Court affirms Whatcom SMP

District Court 1 Superior Court  last week affirmed that, unlike the Growth Management Act, that the Shoreline Master Program is not subject to the  regulations which prohibits local governments from imposing direct or indirect taxes, fees, or charges on development. The folks appealing this, usually considered the “anti SMP” point of view, were challenging whether by adopting locally crafted SMPs, that this put these regs in conflict with that rule.

The reasoning from the court appears to be that because the state has such a deep role in demanding that SMPs be done, and Ecology approves them, with modifications, that the regs are not local, but actually state regulations. This makes sense. Why? Well, they point out a very interesting point of view from our state constitution, that is worth remembering by those who have been opposing the work done here on the SMP. I quote:

Article XVII, section 1 of the Washington Constitution declares that shorelines were originally owned by the State, and therefore
subject to State regulation. Even after sale or lease of shorelines, the State continues to hold remaining sovereign interests of the
public. Indeed, the SMA was expressly based on the proposition that shorelines are of “statewide significance.” Local governments
do not possess any inherent constitutional police power over state shoreline use.
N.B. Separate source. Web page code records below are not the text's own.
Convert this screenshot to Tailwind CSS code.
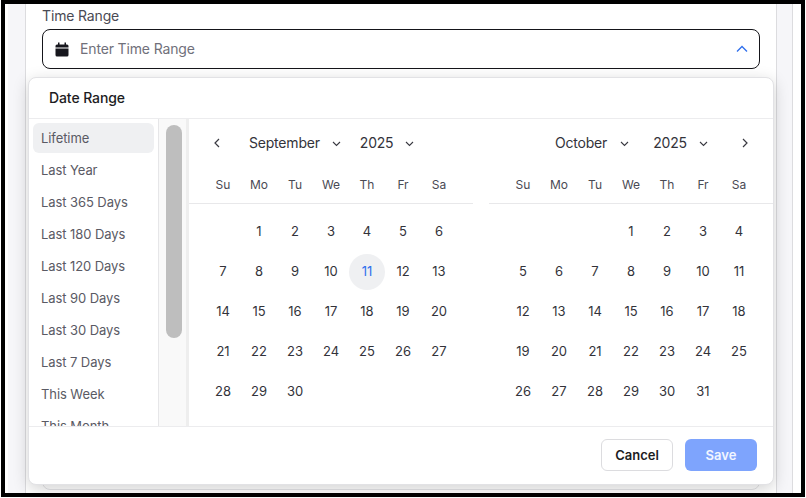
<!DOCTYPE html>
<html lang="en">
  <head>
    <meta charset="UTF-8" />
    <title>Time Range</title>
    <script src="https://cdn.jsdelivr.net/npm/@tailwindcss/browser@4"></script>
  </head>
  <body class="w-[806px] h-[498px] overflow-hidden bg-white font-['Inter',sans-serif]">
    <div class="ml-px w-[804px] h-[497px] border-4 border-black flex overflow-hidden bg-white">
      <!-- page behind the popover -->
      <div class="ml-[3px] w-[17px] bg-[#f6f6f9]"></div>
      <main class="w-[752px] border-x border-[#dcdcdf] bg-white px-4 shrink-0">
        <label class="block text-sm leading-5 tracking-[-0.15px] text-[#4a4a54] mt-[2px]">Time Range</label>
        <div class="mt-[3px] h-10 w-[718px] border border-[#15151a] rounded-lg flex items-center pl-3 pr-[11px]">
          <svg class="w-[14px] h-[15px] text-[#16161d]" viewBox="0 0 14 15" fill="currentColor">
            <path d="M3 0.500h1.500v2h5v-2H11v2h1a1.500 1.500 0 0 1 1.500 1.500V5.500H.5V4A1.500 1.500 0 0 1 2 2.500h1zM.5 6.500h13v6.500a1.500 1.500 0 0 1-1.500 1.500H2a1.500 1.500 0 0 1-1.500-1.500z" />
          </svg>
          <span class="ml-[11px] text-sm tracking-[-0.15px] text-[#70707a]">Enter Time Range</span>
          <svg class="ml-auto w-3 h-3 text-[#2f6fed]" viewBox="0 0 12 12" fill="none" stroke="currentColor" stroke-width="1.300">
            <path d="M1 8.500 6 3.500 11 8.500" />
          </svg>
        </div>
        <div class="mt-[15px] h-[406px] w-[718px] border border-[#e4e4e7] rounded-lg"></div>
      </main>
      <div class="w-4 bg-[#f6f6f9] border-r border-[#dcdcdf]"></div>
    </div>

    <!-- date range popover -->
    <div class="absolute left-[28px] top-[77px] w-[746px] h-[408px] bg-white border border-[#e2e2e5] rounded-lg shadow-[0_4px_16px_rgba(0,0,0,0.18)] flex flex-col overflow-hidden">
      <div class="h-[41px] shrink-0 border-b border-[#ececee] px-5 flex items-center text-sm font-medium tracking-[-0.1px] text-[#1c1c22]">Date Range</div>
      <div class="h-[307px] shrink-0 flex overflow-hidden">
        <ul class="w-[130px] shrink-0 border-r border-[#e6e6e8] pt-1 px-1 text-[13px] tracking-[-0.08px] text-[#5a5a64] h-[307px] overflow-hidden">
          <li class="h-[30px] mb-[2px] pl-2 pt-[2px] flex items-center rounded-md bg-[#eff0f2]">Lifetime</li>
          <li class="h-[30px] mb-[2px] pl-2 pt-[2px] flex items-center">Last Year</li>
          <li class="h-[30px] mb-[2px] pl-2 pt-[2px] flex items-center">Last 365 Days</li>
          <li class="h-[30px] mb-[2px] pl-2 pt-[2px] flex items-center">Last 180 Days</li>
          <li class="h-[30px] mb-[2px] pl-2 pt-[2px] flex items-center">Last 120 Days</li>
          <li class="h-[30px] mb-[2px] pl-2 pt-[2px] flex items-center">Last 90 Days</li>
          <li class="h-[30px] mb-[2px] pl-2 pt-[2px] flex items-center">Last 30 Days</li>
          <li class="h-[30px] mb-[2px] pl-2 pt-[2px] flex items-center">Last 7 Days</li>
          <li class="h-[30px] mb-[2px] pl-2 pt-[2px] flex items-center">This Week</li>
          <li class="h-[30px] mb-[2px] pl-2 pt-[2px] flex items-center">This Month</li>
        </ul>
        <div class="w-[30px] shrink-0 bg-[#f9f9f9] border-r-[3px] border-[#eeeeee] pt-[6px] pl-[7px]">
          <div class="w-4 h-[213px] rounded-full bg-[#bebebe]"></div>
        </div>
        <div class="flex gap-4 w-[584px] shrink-0 text-[13px] text-[#33333a]">
          <!-- September -->
          <section class="w-[284px] shrink-0">
            <div class="h-12 flex items-center pl-6 text-sm tracking-[-0.2px]">
              <svg class="w-2 h-3 text-[#3a3a42]" viewBox="0 0 8 12" fill="none" stroke="currentColor" stroke-width="1.200"><path d="M6 2 2 6l4 4" /></svg>
              <span class="ml-[28px]">September</span>
              <svg class="ml-3 w-[9px] h-[9px] text-[#3a3a42]" viewBox="0 0 9 9" fill="none" stroke="currentColor" stroke-width="1.100"><path d="M1 3l3.500 3.500L8 3" /></svg>
              <span class="ml-[19px]">2025</span>
              <svg class="ml-3 w-[9px] h-[9px] text-[#3a3a42]" viewBox="0 0 9 9" fill="none" stroke="currentColor" stroke-width="1.100"><path d="M1 3l3.500 3.500L8 3" /></svg>
            </div>
            <div class="h-[37px] px-4 grid grid-cols-7 text-center text-xs text-[#4a4a54] border-b border-[#e8e8ea] items-center">
              <span>Su</span><span>Mo</span><span>Tu</span><span>We</span><span>Th</span><span>Fr</span><span>Sa</span>
            </div>
            <div class="px-4 pt-2 grid grid-cols-7 auto-rows-[40px] text-center items-center justify-items-center">
              <span></span><span>1</span><span>2</span><span>3</span><span>4</span><span>5</span><span>6</span>
              <span>7</span><span>8</span><span>9</span><span>10</span><span class="w-9 h-9 rounded-full bg-[#eff0f2] text-[#2f6fed] flex items-center justify-center">11</span><span>12</span><span>13</span>
              <span>14</span><span>15</span><span>16</span><span>17</span><span>18</span><span>19</span><span>20</span>
              <span>21</span><span>22</span><span>23</span><span>24</span><span>25</span><span>26</span><span>27</span>
              <span>28</span><span>29</span><span>30</span>
            </div>
          </section>
          <!-- October -->
          <section class="w-[284px] shrink-0">
            <div class="h-12 flex items-center pl-[66px] text-sm tracking-[-0.2px]">
              <span>October</span>
              <svg class="ml-[13px] w-[9px] h-[9px] text-[#3a3a42]" viewBox="0 0 9 9" fill="none" stroke="currentColor" stroke-width="1.100"><path d="M1 3l3.500 3.500L8 3" /></svg>
              <span class="ml-[24px]">2025</span>
              <svg class="ml-3 w-[9px] h-[9px] text-[#3a3a42]" viewBox="0 0 9 9" fill="none" stroke="currentColor" stroke-width="1.100"><path d="M1 3l3.500 3.500L8 3" /></svg>
              <svg class="ml-[33px] w-2 h-3 text-[#3a3a42]" viewBox="0 0 8 12" fill="none" stroke="currentColor" stroke-width="1.200"><path d="M2 2l4 4-4 4" /></svg>
            </div>
            <div class="h-[37px] px-4 grid grid-cols-7 text-center text-xs text-[#4a4a54] border-b border-[#e8e8ea] items-center">
              <span>Su</span><span>Mo</span><span>Tu</span><span>We</span><span>Th</span><span>Fr</span><span>Sa</span>
            </div>
            <div class="px-4 pt-2 grid grid-cols-7 auto-rows-[40px] text-center items-center justify-items-center">
              <span></span><span></span><span></span><span>1</span><span>2</span><span>3</span><span>4</span>
              <span>5</span><span>6</span><span>7</span><span>8</span><span>9</span><span>10</span><span>11</span>
              <span>12</span><span>13</span><span>14</span><span>15</span><span>16</span><span>17</span><span>18</span>
              <span>19</span><span>20</span><span>21</span><span>22</span><span>23</span><span>24</span><span>25</span>
              <span>26</span><span>27</span><span>28</span><span>29</span><span>30</span><span>31</span>
            </div>
          </section>
        </div>
      </div>
      <div class="flex-1 border-t border-[#ececee] flex items-center justify-end gap-3 pr-4 pb-px">
        <button class="w-[72px] h-8 pt-px rounded-md border border-[#dcdcdf] bg-white text-[13px] font-semibold text-[#1c1c22]">Cancel</button>
        <button class="w-[72px] h-8 pt-px rounded-md bg-[#7ea4fd] text-[13px] font-semibold text-white/90">Save</button>
      </div>
    </div>
  </body>
</html>
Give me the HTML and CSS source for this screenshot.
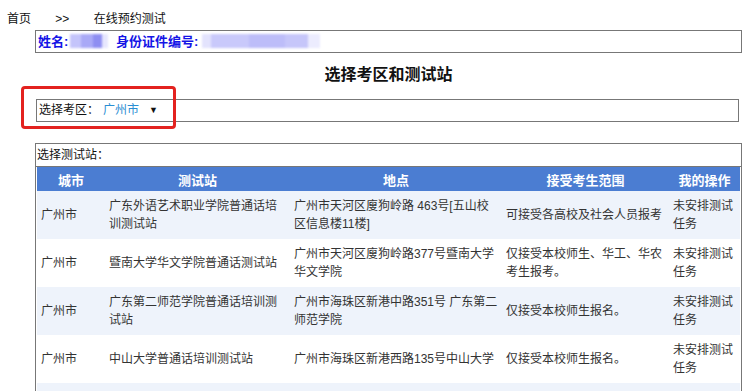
FILE: index.html
```html
<!DOCTYPE html>
<html lang="zh-CN">
<head>
    <meta charset="UTF-8">
    <title>在线预约测试</title>
    <link rel="stylesheet" href="styles.css">
</head>
<body>
    <div class="crumb">
        <span>首页</span>
        <span class="sep">&gt;&gt;</span>
        <span>在线预约测试</span>
    </div>

    <div class="main">
        <div class="info">
            姓名:<span class="mask mask-name"></span>
            身份证件编号:<span class="mask mask-id"></span>
        </div>

        <h3 class="title">选择考区和测试站</h3>

        <div class="area">
            选择考区：<span class="city">广州市</span><span class="arrow">▼</span>
            <span class="mark"></span>
        </div>

        <div class="stations">
            <div class="stations-label">选择测试站：</div>
            <table class="list">
                <colgroup>
                    <col style="width: 68px">
                    <col style="width: 185px">
                    <col style="width: 212px">
                    <col style="width: 167px">
                    <col style="width: 71px">
                </colgroup>
                <tr>
                    <th>城市</th>
                    <th>测试站</th>
                    <th>地点</th>
                    <th>接受考生范围</th>
                    <th>我的操作</th>
                </tr>
                <tr class="alt">
                    <td>广州市</td>
                    <td>广东外语艺术职业学院普通话培训测试站</td>
                    <td>广州市天河区廋狗岭路 463号[五山校区信息楼11楼]</td>
                    <td>可接受各高校及社会人员报考</td>
                    <td>未安排测试任务</td>
                </tr>
                <tr>
                    <td>广州市</td>
                    <td>暨南大学华文学院普通话测试站</td>
                    <td>广州市天河区廋狗岭路377号暨南大学华文学院</td>
                    <td>仅接受本校师生、华工、华农考生报考。</td>
                    <td>未安排测试任务</td>
                </tr>
                <tr class="alt">
                    <td>广州市</td>
                    <td>广东第二师范学院普通话培训测试站</td>
                    <td>广州市海珠区新港中路351号 广东第二师范学院</td>
                    <td>仅接受本校师生报名。</td>
                    <td>未安排测试任务</td>
                </tr>
                <tr>
                    <td>广州市</td>
                    <td>中山大学普通话培训测试站</td>
                    <td>广州市海珠区新港西路135号中山大学</td>
                    <td>仅接受本校师生报名。</td>
                    <td>未安排测试任务</td>
                </tr>
                <tr class="alt">
                    <td>广州市</td>
                    <td>华南理工大学普通话测试站</td>
                    <td>广州市天河区五山路381号华南理工大学</td>
                    <td>仅接受本校师生报名。</td>
                    <td>未安排测试任务</td>
                </tr>
            </table>
        </div>
    </div>
</body>
</html>
```

FILE: styles.css
```css
body {
    margin: 0;
    font-family: "Liberation Sans", "Noto Sans CJK SC", sans-serif;
    font-size: 12px;
    color: #111;
    background: #fff;
}
.crumb {
    padding: 10px 0 0 7px;
    height: 18px;
    line-height: 18px;
}
.crumb .sep {
    margin: 0 21px 0 21px;
}
.main {
    width: 707px;
    margin-left: 35px;
}
.info {
    margin-top: 2px;
    border: 1px solid #777;
    line-height: 21px;
    padding-left: 2px;
    color: #1414e6;
    font-size: 13px;
    font-weight: bold;
}
.mask {
    display: inline-block;
    height: 14px;
    vertical-align: -2px;
    filter: blur(1px);
}
.mask-name {
    width: 38px;
    margin: 0 4px 0 2px;
    background: linear-gradient(90deg, #c4c4fb 0 30%, #a9a9f7 30% 60%, #8e8ef2 60% 85%, #e6e6fd 85%);
}
.mask-id {
    width: 118px;
    margin-left: 4px;
    background: linear-gradient(90deg, #e3e3fd 0 8%, #c9c9fb 8% 40%, #bdbdf9 40% 70%, #c6c6fa 70% 90%, #ececfe 90%);
}
.title {
    margin: 12px 0 0 0;
    text-align: center;
    font-size: 16px;
    line-height: 20px;
    color: #111;
}
.area {
    position: relative;
    margin: 14px 3px 0 1px;
    border: 1px solid #777;
    line-height: 21px;
    padding-left: 2px;
}
.area .city {
    color: #2a8ed3;
    margin-left: 4px;
}
.area .arrow {
    font-size: 9px;
    margin-left: 10px;
    vertical-align: 1px;
}
.area .mark {
    position: absolute;
    top: -14px;
    left: -16px;
    width: 149px;
    height: 37px;
    border: 3px solid #e3221f;
    border-radius: 4px;
}
.stations {
    margin-top: 21px;
    border: 1px solid #777;
    border-bottom: none;
}
.stations-label {
    line-height: 22px;
    padding-left: 1px;
    border-bottom: 1px solid #777;
}
.list {
    width: 703px;
    margin: 0 1px;
    border-collapse: collapse;
    table-layout: fixed;
}
.list th {
    height: 24px;
    padding: 0;
    background-color: #4b7dd2;
    color: #fff;
    font-size: 13px;
    text-align: center;
}
.list td {
    height: 48px;
    padding: 0 2px 0 4px;
    line-height: 18px;
    color: #333;
    vertical-align: middle;
}
.list tr.alt td {
    background-color: #eef3fb;
}
```
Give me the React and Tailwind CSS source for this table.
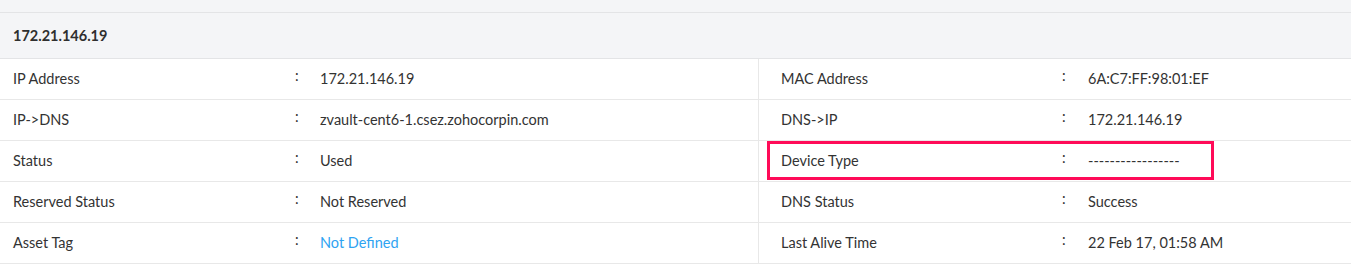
import React from "react";

const rows = [
  ["IP Address", "172.21.146.19", "MAC Address", "6A:C7:FF:98:01:EF"],
  ["IP->DNS", "zvault-cent6-1.csez.zohocorpin.com", "DNS->IP", "172.21.146.19"],
  ["Status", "Used", "Device Type", "-----------------"],
  ["Reserved Status", "Not Reserved", "DNS Status", "Success"],
  ["Asset Tag", "Not Defined", "Last Alive Time", "22 Feb 17, 01:58 AM"],
];

export default function App() {
  return (
    <div
      className="w-[1351px] h-[267px] bg-white text-[14.5px] text-[#333333]"
      style={{ fontFamily: "Lato, 'Open Sans', sans-serif" }}
    >
      <div className="h-[13px] bg-[#f4f5f7] border-b border-[#e3e4e6]" />
      <div className="h-[46px] bg-[#f4f5f7] border-b border-[#e3e4e6] flex items-center pl-[13px] font-bold text-[#2f2f2f]">
        172.21.146.19
      </div>
      {rows.map((r, i) => (
        <div key={i} className="flex h-[41px] border-b border-[#e8e8e8]">
          <div className="w-[759px] border-r border-[#e8e8e8] flex items-center pl-[13px]">
            <div className="w-[282px]">{r[0]}</div>
            <div className="w-[25px] -mt-[6px]">:</div>
            <div className={i === 4 ? "text-[#2ea3f2]" : ""}>{r[1]}</div>
          </div>
          <div className="relative flex-1 flex items-center pl-[22px]">
            <div className="w-[281px]">{r[2]}</div>
            <div className="w-[26px] -mt-[6px]">:</div>
            <div>{r[3]}</div>
            {i === 2 && (
              <div className="absolute left-[8px] top-0 w-[447px] h-[39px] border-[3px] border-[#ff0b58]" />
            )}
          </div>
        </div>
      ))}
    </div>
  );
}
In other words, the shorelines of this county belong to all of us citizens of Washington state, even though we don’t directly ‘own’ them! The state, which means all of us through our representatives in all levels of state government, as well as those of us who participate in this rule making,  have ultimate responsibility in protecting the shores.. The work we did was to help the state do it’s job by drafting locally relevant rules.

Bottom line, this isn’t about socialism, as so many who showed up at the Fort last month tried to shout out, but it’s about democracy, and the notion that our state founders, a very unconventional group that didn’t like the notion of a state income tax but liked taxing all business regardless if they made money or not, also decided that even while allowing state shorelines to be sold to the public, would make sure that the ultimate authority of the regulation of the shorelines would stay in the grasp of all of it’s citizens.

All of us that own shoreline and those who don’t, should thank the court for it’s finding.

If I misread this ruling, I welcome comments.

3 Responses

  1. Al, your reading is correct. More broadly, it’s known as the Public Trust with legal foundations traced as far back as Roman law. Tideland sales – especially oyster tracts – did not include “all of the sticks” when sold by the state. Their regulation for the public’s benefit on a statewide level – for everyone – is only one reflection of this. It can be difficult to accept.

  2. You are right Peter. As I read the constitution it is a regulation issue and not a latent use issue.

  3. “In other words, the shorelines of this county belong to all of us citizens of Washington state, even though we don’t directly ‘own’ them!”

    If you mean that the state has a role in regulating shorelines and their use, then I agree with you. If you mean that there is somehow a latent public use (e.g. I personally have the right ot use someone elses property if its on the shoreline.) then I have to disagree.